Source data:
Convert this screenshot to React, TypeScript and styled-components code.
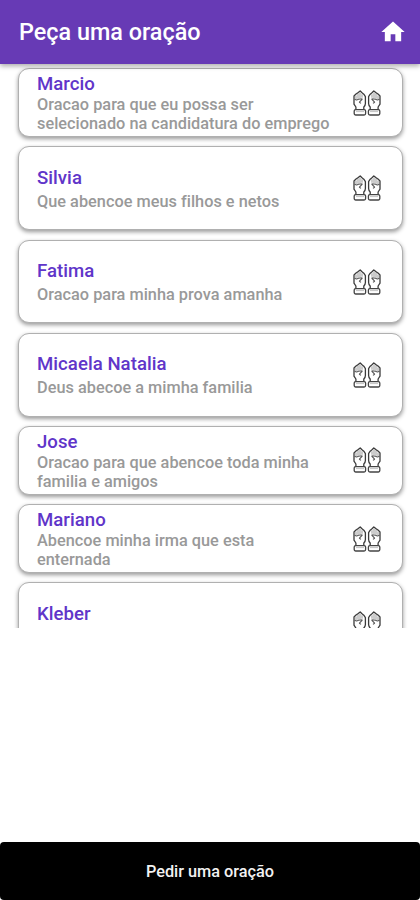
import React from "react";
import styled, { createGlobalStyle } from "styled-components";

const GlobalStyle = createGlobalStyle`
  * { box-sizing: border-box; }
  html, body, #root { margin: 0; height: 100%; }
  body { background: #fff; font-family: Roboto, sans-serif; }
`;

const Screen = styled.div`
  display: flex;
  flex-direction: column;
  width: 420px;
  height: 900px;
  overflow: hidden;
  background: #fff;
`;

const AppBar = styled.header`
  flex: none;
  display: flex;
  align-items: center;
  justify-content: space-between;
  height: 64px;
  padding: 0 13px 1px 19px;
  background: #673ab5;
  box-shadow: 0 2px 5px rgba(0, 0, 0, 0.34);
  z-index: 1;
`;

const Title = styled.h1`
  margin: 0;
  padding-top: 1px;
  color: #fff;
  font-size: 23.4px;
  font-weight: 500;
  line-height: 28px;
  white-space: nowrap;
`;

const HomeButton = styled.button`
  display: flex;
  padding: 0;
  border: 0;
  background: none;
  color: #fff;
`;

const List = styled.main`
  flex: none;
  display: flex;
  flex-direction: column;
  gap: 9.6px;
  height: 563.5px;
  padding: 4.3px 17px 0 18px;
  overflow: hidden;
`;

const Card = styled.article<{ $tall?: boolean }>`
  flex: none;
  display: flex;
  justify-content: space-between;
  align-items: center;
  height: ${(p) => (p.$tall ? 83.7 : 68.5)}px;
  padding: 0 21px 0 18px;
  border: 1px solid #b0b0b0;
  border-radius: 11px;
  background: #fff;
  box-shadow: 0 2px 4px rgba(0, 0, 0, 0.4);
`;

const Texts = styled.div<{ $tall?: boolean }>`
  display: flex;
  flex-direction: column;
  gap: ${(p) => (p.$tall ? 5 : 2)}px;
  padding-top: ${(p) => (p.$tall ? 2.7 : 2.4)}px;
`;

const Name = styled.h2`
  margin: 0;
  color: #6035c9;
  font-size: 18.6px;
  font-weight: 500;
  line-height: 20px;
  letter-spacing: 0.04px;
`;

const Request = styled.p`
  margin: 0;
  color: #999;
  font-size: 16.3px;
  font-weight: 500;
  line-height: 18.7px;
  letter-spacing: 0.02px;
  white-space: pre;
`;

const Footer = styled.footer`
  margin-top: auto;
`;

const AskButton = styled.button`
  display: block;
  width: 100%;
  height: 58px;
  padding: 2px 0 0;
  border: 0;
  border-radius: 4px;
  background: #000;
  color: #f2f2f2;
  font: 500 16.3px/20px Roboto, sans-serif;
`;

function HomeIcon() {
  return (
    <svg width="28" height="28" viewBox="0 0 24 24" fill="currentColor">
      <path d="M10 20v-6h4v6h5v-8h3L12 3 2 12h3v8z" />
    </svg>
  );
}

const Hand = () => (
  <>
    <path
      d="M1 6V14.2L2.9 17V19.6H10.8V17Q12.4 15.6 12.4 13.6V6.6L10.8 4.2 9 2.8 7.2.9 5.2 2.6 3 4Z"
      fill="#fff"
      stroke="#3b3b3b"
      strokeWidth="1.3"
    />
    <path d="M3 5.4V9M5 3.8V8.8M7 2.5V8.4M9 4.2V7.8" stroke="#aaa" strokeWidth="1.2" />
    <path d="M1.4 9.2 3.6 10 5.6 9.2 9.4 8.8M9.4 9 6.4 12.2 8 13.4" stroke="#5a5a5a" strokeWidth="1.1" />
    <rect x="1.2" y="19.6" width="11.4" height="5.4" rx="1.5" fill="#fff" stroke="#444" strokeWidth="1.3" />
    <path d="M3 21.6H11" stroke="#bbb" strokeWidth="0.9" />
  </>
);

function HandsIcon() {
  return (
    <svg width="28" height="26" viewBox="0 0 28 26" fill="none" strokeLinejoin="round">
      <Hand />
      <g transform="translate(28 0) scale(-1 1)">
        <Hand />
      </g>
    </svg>
  );
}

const requests = [
  { name: "Marcio", text: "Oracao para que eu possa ser\nselecionado na candidatura do emprego" },
  { name: "Silvia", text: "Que abencoe meus filhos e netos", tall: true },
  { name: "Fatima", text: "Oracao para minha prova amanha", tall: true },
  { name: "Micaela Natalia", text: "Deus abecoe a mimha familia", tall: true },
  { name: "Jose", text: "Oracao para que abencoe toda minha\nfamilia e amigos" },
  { name: "Mariano", text: "Abencoe minha irma que esta\nenternada" },
  { name: "Kleber", text: " ", tall: true },
];

export default function App() {
  return (
    <>
      <GlobalStyle />
      <Screen>
        <AppBar>
          <Title>Peça uma oração</Title>
          <HomeButton aria-label="Início">
            <HomeIcon />
          </HomeButton>
        </AppBar>
        <List>
          {requests.map((r) => (
            <Card key={r.name} $tall={r.tall}>
              <Texts $tall={r.tall}>
                <Name>{r.name}</Name>
                <Request>{r.text}</Request>
              </Texts>
              <HandsIcon />
            </Card>
          ))}
        </List>
        <Footer>
          <AskButton>Pedir uma oração</AskButton>
        </Footer>
      </Screen>
    </>
  );
}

Challenge:
Omit pictures; set down the rest of the material word for word.

Result of the exercise:
Convert this screenshot to React, TypeScript and styled-components code.
import React from "react";
import styled, { createGlobalStyle } from "styled-components";

const GlobalStyle = createGlobalStyle`
  * { box-sizing: border-box; }
  html, body, #root { margin: 0; height: 100%; }
  body { background: #fff; font-family: Roboto, sans-serif; }
`;

const Screen = styled.div`
  display: flex;
  flex-direction: column;
  width: 420px;
  height: 900px;
  overflow: hidden;
  background: #fff;
`;

const AppBar = styled.header`
  flex: none;
  display: flex;
  align-items: center;
  justify-content: space-between;
  height: 64px;
  padding: 0 13px 1px 19px;
  background: #673ab5;
  box-shadow: 0 2px 5px rgba(0, 0, 0, 0.34);
  z-index: 1;
`;

const Title = styled.h1`
  margin: 0;
  padding-top: 1px;
  color: #fff;
  font-size: 23.4px;
  font-weight: 500;
  line-height: 28px;
  white-space: nowrap;
`;

const HomeButton = styled.button`
  display: flex;
  padding: 0;
  border: 0;
  background: none;
  color: #fff;
`;

const List = styled.main`
  flex: none;
  display: flex;
  flex-direction: column;
  gap: 9.6px;
  height: 563.5px;
  padding: 4.3px 17px 0 18px;
  overflow: hidden;
`;

const Card = styled.article<{ $tall?: boolean }>`
  flex: none;
  display: flex;
  justify-content: space-between;
  align-items: center;
  height: ${(p) => (p.$tall ? 83.7 : 68.5)}px;
  padding: 0 21px 0 18px;
  border: 1px solid #b0b0b0;
  border-radius: 11px;
  background: #fff;
  box-shadow: 0 2px 4px rgba(0, 0, 0, 0.4);
`;

const Texts = styled.div<{ $tall?: boolean }>`
  display: flex;
  flex-direction: column;
  gap: ${(p) => (p.$tall ? 5 : 2)}px;
  padding-top: ${(p) => (p.$tall ? 2.7 : 2.4)}px;
`;

const Name = styled.h2`
  margin: 0;
  color: #6035c9;
  font-size: 18.6px;
  font-weight: 500;
  line-height: 20px;
  letter-spacing: 0.04px;
`;

const Request = styled.p`
  margin: 0;
  color: #999;
  font-size: 16.3px;
  font-weight: 500;
  line-height: 18.7px;
  letter-spacing: 0.02px;
  white-space: pre;
`;

const Footer = styled.footer`
  margin-top: auto;
`;

const AskButton = styled.button`
  display: block;
  width: 100%;
  height: 58px;
  padding: 2px 0 0;
  border: 0;
  border-radius: 4px;
  background: #000;
  color: #f2f2f2;
  font: 500 16.3px/20px Roboto, sans-serif;
`;

function HomeIcon() {
  return (
    <svg width="28" height="28" viewBox="0 0 24 24" fill="currentColor">
      <path d="M10 20v-6h4v6h5v-8h3L12 3 2 12h3v8z" />
    </svg>
  );
}

const Hand = () => (
  <>
    <path
      d="M1 6V14.2L2.9 17V19.6H10.8V17Q12.4 15.6 12.4 13.6V6.6L10.8 4.2 9 2.8 7.2.9 5.2 2.6 3 4Z"
      fill="#fff"
      stroke="#3b3b3b"
      strokeWidth="1.3"
    />
    <path d="M3 5.4V9M5 3.8V8.8M7 2.5V8.4M9 4.2V7.8" stroke="#aaa" strokeWidth="1.2" />
    <path d="M1.4 9.2 3.6 10 5.6 9.2 9.4 8.8M9.4 9 6.4 12.2 8 13.4" stroke="#5a5a5a" strokeWidth="1.1" />
    <rect x="1.2" y="19.6" width="11.4" height="5.4" rx="1.5" fill="#fff" stroke="#444" strokeWidth="1.3" />
    <path d="M3 21.6H11" stroke="#bbb" strokeWidth="0.9" />
  </>
);

function HandsIcon() {
  return (
    <svg width="28" height="26" viewBox="0 0 28 26" fill="none" strokeLinejoin="round">
      <Hand />
      <g transform="translate(28 0) scale(-1 1)">
        <Hand />
      </g>
    </svg>
  );
}

const requests = [
  { name: "Marcio", text: "Oracao para que eu possa ser\nselecionado na candidatura do emprego" },
  { name: "Silvia", text: "Que abencoe meus filhos e netos", tall: true },
  { name: "Fatima", text: "Oracao para minha prova amanha", tall: true },
  { name: "Micaela Natalia", text: "Deus abecoe a mimha familia", tall: true },
  { name: "Jose", text: "Oracao para que abencoe toda minha\nfamilia e amigos" },
  { name: "Mariano", text: "Abencoe minha irma que esta\nenternada" },
  { name: "Kleber", text: " ", tall: true },
];

export default function App() {
  return (
    <>
      <GlobalStyle />
      <Screen>
        <AppBar>
          <Title>Peça uma oração</Title>
          <HomeButton aria-label="Início">
            <HomeIcon />
          </HomeButton>
        </AppBar>
        <List>
          {requests.map((r) => (
            <Card key={r.name} $tall={r.tall}>
              <Texts $tall={r.tall}>
                <Name>{r.name}</Name>
                <Request>{r.text}</Request>
              </Texts>
              <HandsIcon />
            </Card>
          ))}
        </List>
        <Footer>
          <AskButton>Pedir uma oração</AskButton>
        </Footer>
      </Screen>
    </>
  );
}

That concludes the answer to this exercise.